● EXERCISE DIRECTIONS: Repeat the material verbatim. Images are excluded from the copy.
START SUPPLIED INFORMATION
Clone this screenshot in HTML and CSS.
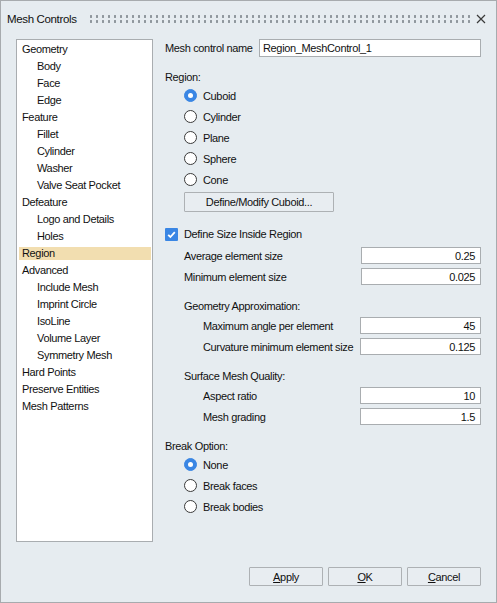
FILE: index.html
```html
<!DOCTYPE html>
<html>
<head>
<meta charset="utf-8">
<link rel="stylesheet" href="styles.css">
</head>
<body>
<div class="window">
  <div class="titlebar">
    <span class="title">Mesh Controls</span>
    <span class="grip"></span>
    <svg class="close" width="10" height="10" viewBox="0 0 10 10"><path d="M1 1 L9 9 M9 1 L1 9" stroke="#3a3a3a" stroke-width="1.2" fill="none"/></svg>
  </div>
  <div class="main">
    <div class="tree">
      <div class="node">Geometry</div>
      <div class="node child">Body</div>
      <div class="node child">Face</div>
      <div class="node child">Edge</div>
      <div class="node">Feature</div>
      <div class="node child">Fillet</div>
      <div class="node child">Cylinder</div>
      <div class="node child">Washer</div>
      <div class="node child">Valve Seat Pocket</div>
      <div class="node">Defeature</div>
      <div class="node child">Logo and Details</div>
      <div class="node child">Holes</div>
      <div class="node selected"><span>Region</span></div>
      <div class="node">Advanced</div>
      <div class="node child">Include Mesh</div>
      <div class="node child">Imprint Circle</div>
      <div class="node child">IsoLine</div>
      <div class="node child">Volume Layer</div>
      <div class="node child">Symmetry Mesh</div>
      <div class="node">Hard Points</div>
      <div class="node">Preserve Entities</div>
      <div class="node">Mesh Patterns</div>
    </div>
    <div class="form">
      <div class="name-row">
        <span class="name-label">Mesh control name</span>
        <span class="input name-input">Region_MeshControl_1</span>
      </div>
      <div class="label region-label">Region:</div>
      <div class="radios">
        <div class="radio-row"><span class="radio checked"></span><span>Cuboid</span></div>
        <div class="radio-row"><span class="radio"></span><span>Cylinder</span></div>
        <div class="radio-row"><span class="radio"></span><span>Plane</span></div>
        <div class="radio-row"><span class="radio"></span><span>Sphere</span></div>
        <div class="radio-row"><span class="radio"></span><span>Cone</span></div>
      </div>
      <div class="btn define-btn">Define/Modify Cuboid...</div>
      <div class="check-row">
        <span class="checkbox"><svg width="13" height="13" viewBox="0 0 13 13"><path d="M3.2 6.8 L5.4 9 L9.8 4.2" stroke="#fff" stroke-width="1.8" fill="none"/></svg></span>
        <span>Define Size Inside Region</span>
      </div>
      <div class="field lvl1 first"><span class="flabel">Average element size</span><span class="input num w120">0.25</span></div>
      <div class="field lvl1"><span class="flabel">Minimum element size</span><span class="input num w120">0.025</span></div>
      <div class="label sub-label">Geometry Approximation:</div>
      <div class="field lvl2 first2"><span class="flabel">Maximum angle per element</span><span class="input num w121">45</span></div>
      <div class="field lvl2"><span class="flabel">Curvature minimum element size</span><span class="input num w121">0.125</span></div>
      <div class="label sub-label">Surface Mesh Quality:</div>
      <div class="field lvl2 first2"><span class="flabel">Aspect ratio</span><span class="input num w121">10</span></div>
      <div class="field lvl2"><span class="flabel">Mesh grading</span><span class="input num w121">1.5</span></div>
      <div class="label break-label">Break Option:</div>
      <div class="radios break-radios">
        <div class="radio-row"><span class="radio checked"></span><span>None</span></div>
        <div class="radio-row"><span class="radio"></span><span>Break faces</span></div>
        <div class="radio-row"><span class="radio"></span><span>Break bodies</span></div>
      </div>
    </div>
  </div>
  <div class="footer">
    <div class="btn fbtn"><span><u>A</u>pply</span></div>
    <div class="btn fbtn"><span><u>O</u>K</span></div>
    <div class="btn fbtn"><span><u>C</u>ancel</span></div>
  </div>
</div>
</body>
</html>
```
FILE: styles.css
```css
* { box-sizing: border-box; }
html, body { margin: 0; padding: 0; }
body {
  font-family: "Liberation Sans", Arial, sans-serif;
  font-size: 11px;
  letter-spacing: -0.35px;
  color: #111;
  background: #e6ecf0;
}
.window {
  width: 497px;
  height: 603px;
  border: 1px solid #a7abae;
  background: #e6ecf0;
  display: flex;
  flex-direction: column;
}
.titlebar {
  height: 38px;
  display: flex;
  align-items: center;
  padding-left: 6px;
  padding-right: 10px;
  padding-bottom: 2px;
}
.title { width: 81px; white-space: nowrap; font-size: 11.5px; }
.grip {
  flex: 1;
  height: 10px;
  margin-right: 5px;
  background-image: radial-gradient(circle at center, #8f979d 1.1px, transparent 1.4px);
  background-size: 6px 5px;
  background-position: 0 0;
}
.close { display: block; }
.main {
  display: flex;
  align-items: flex-start;
  height: 503px;
}
.tree {
  margin-left: 15px;
  width: 137px;
  height: 503px;
  background: #fff;
  border: 1px solid #a9adb0;
  padding-top: 1px;
}
.node {
  height: 17px;
  line-height: 17px;
  padding-left: 5px;
  white-space: nowrap;
}
.node.child { padding-left: 20px; }
.node.selected { padding: 2px 1px 2px 2px; line-height: 13px; }
.node.selected span {
  display: block;
  height: 13px;
  background: #f2deb0;
  padding-left: 3px;
}
.form {
  margin-left: 12px;
  width: 316px;
  display: flex;
  flex-direction: column;
}
.name-row { display: flex; height: 18px; align-items: center; }
.name-label { width: 94px; white-space: nowrap; }
.input {
  background: #fff;
  border: 1px solid #a9adb0;
  height: 100%;
  display: flex;
  align-items: center;
  padding: 0 4px;
  white-space: nowrap;
}
.name-input { flex: 1; padding-left: 3px; }
.label { height: 16px; line-height: 16px; }
.region-label { margin-top: 12px; }
.radios { margin-left: 19px; }
.radio-row { height: 21px; display: flex; align-items: center; gap: 6px; }
.radio {
  width: 13px; height: 13px;
  border-radius: 50%;
  border: 1px solid #3a3a3a;
  background: #fff;
  flex: none;
  display: flex; align-items: center; justify-content: center;
}
.radio.checked { background: #3a86e4; border-color: #3a86e4; }
.radio.checked::after {
  content: "";
  width: 5px; height: 5px;
  border-radius: 50%;
  background: #fff;
}
.btn {
  border: 1px solid #adb1b4;
  border-radius: 1px;
  background: #e8edf1;
  display: flex; align-items: center; justify-content: center;
  white-space: nowrap;
}
.define-btn { margin-top: 2px; margin-left: 19px; width: 150px; height: 20px; }
.check-row { margin-top: 14px; height: 16px; display: flex; align-items: center; gap: 6px; }
.checkbox {
  width: 13px; height: 13px;
  background: #3a86e4;
  border-radius: 1px;
  display: block;
  flex: none;
}
.checkbox svg { display: block; }
.field { display: flex; align-items: center; height: 17px; margin-top: 4px; }
.field.first { margin-top: 5px; }
.field.first2 { margin-top: 3px; }
.lvl1 .flabel { padding-left: 19px; }
.lvl2 .flabel { padding-left: 38px; }
.flabel { flex: 1; white-space: nowrap; }
.num { justify-content: flex-end; padding-right: 5px; }
.w120 { width: 120px; }
.w121 { width: 121px; }
.sub-label { margin-top: 13px; padding-left: 19px; }
.break-label { margin-top: 13px; }
.footer {
  display: flex;
  justify-content: flex-end;
  gap: 5px;
  margin-top: 25px;
  padding-right: 15px;
}
.fbtn { width: 74px; height: 19px; }
u { text-decoration-thickness: 1px; text-underline-offset: 1px; }
```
END SUPPLIED INFORMATION
● EXERCISE RESULT:
Clone this screenshot in HTML and CSS.
FILE: index.html
```html
<!DOCTYPE html>
<html>
<head>
<meta charset="utf-8">
<link rel="stylesheet" href="styles.css">
</head>
<body>
<div class="window">
  <div class="titlebar">
    <span class="title">Mesh Controls</span>
    <span class="grip"></span>
    <svg class="close" width="10" height="10" viewBox="0 0 10 10"><path d="M1 1 L9 9 M9 1 L1 9" stroke="#3a3a3a" stroke-width="1.2" fill="none"/></svg>
  </div>
  <div class="main">
    <div class="tree">
      <div class="node">Geometry</div>
      <div class="node child">Body</div>
      <div class="node child">Face</div>
      <div class="node child">Edge</div>
      <div class="node">Feature</div>
      <div class="node child">Fillet</div>
      <div class="node child">Cylinder</div>
      <div class="node child">Washer</div>
      <div class="node child">Valve Seat Pocket</div>
      <div class="node">Defeature</div>
      <div class="node child">Logo and Details</div>
      <div class="node child">Holes</div>
      <div class="node selected"><span>Region</span></div>
      <div class="node">Advanced</div>
      <div class="node child">Include Mesh</div>
      <div class="node child">Imprint Circle</div>
      <div class="node child">IsoLine</div>
      <div class="node child">Volume Layer</div>
      <div class="node child">Symmetry Mesh</div>
      <div class="node">Hard Points</div>
      <div class="node">Preserve Entities</div>
      <div class="node">Mesh Patterns</div>
    </div>
    <div class="form">
      <div class="name-row">
        <span class="name-label">Mesh control name</span>
        <span class="input name-input">Region_MeshControl_1</span>
      </div>
      <div class="label region-label">Region:</div>
      <div class="radios">
        <div class="radio-row"><span class="radio checked"></span><span>Cuboid</span></div>
        <div class="radio-row"><span class="radio"></span><span>Cylinder</span></div>
        <div class="radio-row"><span class="radio"></span><span>Plane</span></div>
        <div class="radio-row"><span class="radio"></span><span>Sphere</span></div>
        <div class="radio-row"><span class="radio"></span><span>Cone</span></div>
      </div>
      <div class="btn define-btn">Define/Modify Cuboid...</div>
      <div class="check-row">
        <span class="checkbox"><svg width="13" height="13" viewBox="0 0 13 13"><path d="M3.2 6.8 L5.4 9 L9.8 4.2" stroke="#fff" stroke-width="1.8" fill="none"/></svg></span>
        <span>Define Size Inside Region</span>
      </div>
      <div class="field lvl1 first"><span class="flabel">Average element size</span><span class="input num w120">0.25</span></div>
      <div class="field lvl1"><span class="flabel">Minimum element size</span><span class="input num w120">0.025</span></div>
      <div class="label sub-label">Geometry Approximation:</div>
      <div class="field lvl2 first2"><span class="flabel">Maximum angle per element</span><span class="input num w121">45</span></div>
      <div class="field lvl2"><span class="flabel">Curvature minimum element size</span><span class="input num w121">0.125</span></div>
      <div class="label sub-label">Surface Mesh Quality:</div>
      <div class="field lvl2 first2"><span class="flabel">Aspect ratio</span><span class="input num w121">10</span></div>
      <div class="field lvl2"><span class="flabel">Mesh grading</span><span class="input num w121">1.5</span></div>
      <div class="label break-label">Break Option:</div>
      <div class="radios break-radios">
        <div class="radio-row"><span class="radio checked"></span><span>None</span></div>
        <div class="radio-row"><span class="radio"></span><span>Break faces</span></div>
        <div class="radio-row"><span class="radio"></span><span>Break bodies</span></div>
      </div>
    </div>
  </div>
  <div class="footer">
    <div class="btn fbtn"><span><u>A</u>pply</span></div>
    <div class="btn fbtn"><span><u>O</u>K</span></div>
    <div class="btn fbtn"><span><u>C</u>ancel</span></div>
  </div>
</div>
</body>
</html>
```
FILE: styles.css
```css
* { box-sizing: border-box; }
html, body { margin: 0; padding: 0; }
body {
  font-family: "Liberation Sans", Arial, sans-serif;
  font-size: 11px;
  letter-spacing: -0.35px;
  color: #111;
  background: #e6ecf0;
}
.window {
  width: 497px;
  height: 603px;
  border: 1px solid #a7abae;
  background: #e6ecf0;
  display: flex;
  flex-direction: column;
}
.titlebar {
  height: 38px;
  display: flex;
  align-items: center;
  padding-left: 6px;
  padding-right: 10px;
  padding-bottom: 2px;
}
.title { width: 81px; white-space: nowrap; font-size: 11.5px; }
.grip {
  flex: 1;
  height: 10px;
  margin-right: 5px;
  background-image: radial-gradient(circle at center, #8f979d 1.1px, transparent 1.4px);
  background-size: 6px 5px;
  background-position: 0 0;
}
.close { display: block; }
.main {
  display: flex;
  align-items: flex-start;
  height: 503px;
}
.tree {
  margin-left: 15px;
  width: 137px;
  height: 503px;
  background: #fff;
  border: 1px solid #a9adb0;
  padding-top: 1px;
}
.node {
  height: 17px;
  line-height: 17px;
  padding-left: 5px;
  white-space: nowrap;
}
.node.child { padding-left: 20px; }
.node.selected { padding: 2px 1px 2px 2px; line-height: 13px; }
.node.selected span {
  display: block;
  height: 13px;
  background: #f2deb0;
  padding-left: 3px;
}
.form {
  margin-left: 12px;
  width: 316px;
  display: flex;
  flex-direction: column;
}
.name-row { display: flex; height: 18px; align-items: center; }
.name-label { width: 94px; white-space: nowrap; }
.input {
  background: #fff;
  border: 1px solid #a9adb0;
  height: 100%;
  display: flex;
  align-items: center;
  padding: 0 4px;
  white-space: nowrap;
}
.name-input { flex: 1; padding-left: 3px; }
.label { height: 16px; line-height: 16px; }
.region-label { margin-top: 12px; }
.radios { margin-left: 19px; }
.radio-row { height: 21px; display: flex; align-items: center; gap: 6px; }
.radio {
  width: 13px; height: 13px;
  border-radius: 50%;
  border: 1px solid #3a3a3a;
  background: #fff;
  flex: none;
  display: flex; align-items: center; justify-content: center;
}
.radio.checked { background: #3a86e4; border-color: #3a86e4; }
.radio.checked::after {
  content: "";
  width: 5px; height: 5px;
  border-radius: 50%;
  background: #fff;
}
.btn {
  border: 1px solid #adb1b4;
  border-radius: 1px;
  background: #e8edf1;
  display: flex; align-items: center; justify-content: center;
  white-space: nowrap;
}
.define-btn { margin-top: 2px; margin-left: 19px; width: 150px; height: 20px; }
.check-row { margin-top: 14px; height: 16px; display: flex; align-items: center; gap: 6px; }
.checkbox {
  width: 13px; height: 13px;
  background: #3a86e4;
  border-radius: 1px;
  display: block;
  flex: none;
}
.checkbox svg { display: block; }
.field { display: flex; align-items: center; height: 17px; margin-top: 4px; }
.field.first { margin-top: 5px; }
.field.first2 { margin-top: 3px; }
.lvl1 .flabel { padding-left: 19px; }
.lvl2 .flabel { padding-left: 38px; }
.flabel { flex: 1; white-space: nowrap; }
.num { justify-content: flex-end; padding-right: 5px; }
.w120 { width: 120px; }
.w121 { width: 121px; }
.sub-label { margin-top: 13px; padding-left: 19px; }
.break-label { margin-top: 13px; }
.footer {
  display: flex;
  justify-content: flex-end;
  gap: 5px;
  margin-top: 25px;
  padding-right: 15px;
}
.fbtn { width: 74px; height: 19px; }
u { text-decoration-thickness: 1px; text-underline-offset: 1px; }
```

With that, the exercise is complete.